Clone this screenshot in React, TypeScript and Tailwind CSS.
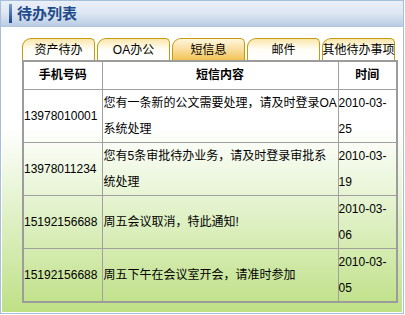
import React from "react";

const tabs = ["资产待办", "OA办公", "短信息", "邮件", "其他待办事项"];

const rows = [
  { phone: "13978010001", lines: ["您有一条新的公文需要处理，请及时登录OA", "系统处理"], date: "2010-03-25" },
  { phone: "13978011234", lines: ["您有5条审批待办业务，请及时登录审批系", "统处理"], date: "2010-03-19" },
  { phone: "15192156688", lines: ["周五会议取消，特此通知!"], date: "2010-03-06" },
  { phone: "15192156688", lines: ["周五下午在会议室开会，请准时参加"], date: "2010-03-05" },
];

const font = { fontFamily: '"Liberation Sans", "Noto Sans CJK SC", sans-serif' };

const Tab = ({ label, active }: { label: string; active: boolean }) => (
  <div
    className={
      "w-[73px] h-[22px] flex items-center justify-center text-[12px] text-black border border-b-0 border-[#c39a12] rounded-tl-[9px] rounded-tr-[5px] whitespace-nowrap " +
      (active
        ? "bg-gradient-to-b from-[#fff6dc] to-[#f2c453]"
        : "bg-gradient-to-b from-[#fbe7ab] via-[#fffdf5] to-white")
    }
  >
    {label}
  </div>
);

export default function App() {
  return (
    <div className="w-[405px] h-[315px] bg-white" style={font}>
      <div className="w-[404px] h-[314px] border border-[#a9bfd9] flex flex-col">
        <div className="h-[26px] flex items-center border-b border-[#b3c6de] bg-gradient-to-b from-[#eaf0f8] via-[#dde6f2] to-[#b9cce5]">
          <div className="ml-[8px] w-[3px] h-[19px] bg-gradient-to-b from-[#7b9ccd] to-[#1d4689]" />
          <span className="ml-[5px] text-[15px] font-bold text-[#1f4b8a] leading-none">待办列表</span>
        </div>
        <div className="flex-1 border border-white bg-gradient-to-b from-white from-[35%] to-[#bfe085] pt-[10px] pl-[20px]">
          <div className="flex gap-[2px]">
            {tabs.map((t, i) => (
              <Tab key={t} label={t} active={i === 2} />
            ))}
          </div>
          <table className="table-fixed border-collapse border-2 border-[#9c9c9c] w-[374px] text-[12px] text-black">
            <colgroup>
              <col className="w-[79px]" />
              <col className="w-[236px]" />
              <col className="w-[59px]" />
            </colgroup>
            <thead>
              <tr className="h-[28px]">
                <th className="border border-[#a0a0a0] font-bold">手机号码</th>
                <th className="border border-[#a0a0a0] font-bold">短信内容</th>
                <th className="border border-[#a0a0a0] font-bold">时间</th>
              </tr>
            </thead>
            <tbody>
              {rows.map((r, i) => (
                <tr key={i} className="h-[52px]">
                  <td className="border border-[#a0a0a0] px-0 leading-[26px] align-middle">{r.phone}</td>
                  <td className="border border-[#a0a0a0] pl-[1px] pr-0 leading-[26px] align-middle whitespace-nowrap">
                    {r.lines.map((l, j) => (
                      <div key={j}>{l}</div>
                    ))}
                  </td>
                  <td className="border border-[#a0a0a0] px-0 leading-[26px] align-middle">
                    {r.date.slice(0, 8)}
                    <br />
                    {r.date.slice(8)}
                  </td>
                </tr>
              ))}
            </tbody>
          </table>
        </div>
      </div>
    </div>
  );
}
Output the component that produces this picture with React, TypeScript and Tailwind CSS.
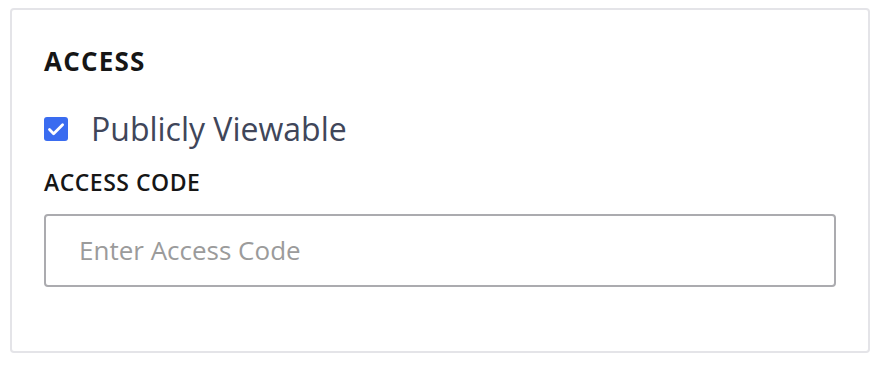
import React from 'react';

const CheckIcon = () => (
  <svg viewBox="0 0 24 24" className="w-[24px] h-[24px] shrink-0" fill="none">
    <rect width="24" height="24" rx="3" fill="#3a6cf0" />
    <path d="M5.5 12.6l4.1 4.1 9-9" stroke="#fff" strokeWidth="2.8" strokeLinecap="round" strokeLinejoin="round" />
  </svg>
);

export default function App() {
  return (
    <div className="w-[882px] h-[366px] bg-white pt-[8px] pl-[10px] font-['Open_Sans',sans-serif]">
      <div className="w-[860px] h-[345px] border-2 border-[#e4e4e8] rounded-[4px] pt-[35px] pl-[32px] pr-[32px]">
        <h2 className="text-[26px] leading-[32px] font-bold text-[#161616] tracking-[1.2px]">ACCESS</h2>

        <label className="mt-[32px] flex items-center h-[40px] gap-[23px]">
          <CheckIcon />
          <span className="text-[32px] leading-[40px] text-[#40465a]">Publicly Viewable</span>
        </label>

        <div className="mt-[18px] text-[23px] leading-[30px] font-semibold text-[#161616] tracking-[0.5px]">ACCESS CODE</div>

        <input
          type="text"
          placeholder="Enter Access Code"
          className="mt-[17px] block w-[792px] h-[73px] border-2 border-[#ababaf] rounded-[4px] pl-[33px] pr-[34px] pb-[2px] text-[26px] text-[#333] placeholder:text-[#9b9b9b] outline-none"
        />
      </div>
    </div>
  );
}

============================================================

# PROBLEM
Repeat exactly the lines from the one containing "Output the component" through the last line of the records above, both included, and leave out the pictures.

# REPLY TO THE EXERCISE
Output the component that produces this picture with React, TypeScript and Tailwind CSS.
import React from 'react';

const CheckIcon = () => (
  <svg viewBox="0 0 24 24" className="w-[24px] h-[24px] shrink-0" fill="none">
    <rect width="24" height="24" rx="3" fill="#3a6cf0" />
    <path d="M5.5 12.6l4.1 4.1 9-9" stroke="#fff" strokeWidth="2.8" strokeLinecap="round" strokeLinejoin="round" />
  </svg>
);

export default function App() {
  return (
    <div className="w-[882px] h-[366px] bg-white pt-[8px] pl-[10px] font-['Open_Sans',sans-serif]">
      <div className="w-[860px] h-[345px] border-2 border-[#e4e4e8] rounded-[4px] pt-[35px] pl-[32px] pr-[32px]">
        <h2 className="text-[26px] leading-[32px] font-bold text-[#161616] tracking-[1.2px]">ACCESS</h2>

        <label className="mt-[32px] flex items-center h-[40px] gap-[23px]">
          <CheckIcon />
          <span className="text-[32px] leading-[40px] text-[#40465a]">Publicly Viewable</span>
        </label>

        <div className="mt-[18px] text-[23px] leading-[30px] font-semibold text-[#161616] tracking-[0.5px]">ACCESS CODE</div>

        <input
          type="text"
          placeholder="Enter Access Code"
          className="mt-[17px] block w-[792px] h-[73px] border-2 border-[#ababaf] rounded-[4px] pl-[33px] pr-[34px] pb-[2px] text-[26px] text-[#333] placeholder:text-[#9b9b9b] outline-none"
        />
      </div>
    </div>
  );
}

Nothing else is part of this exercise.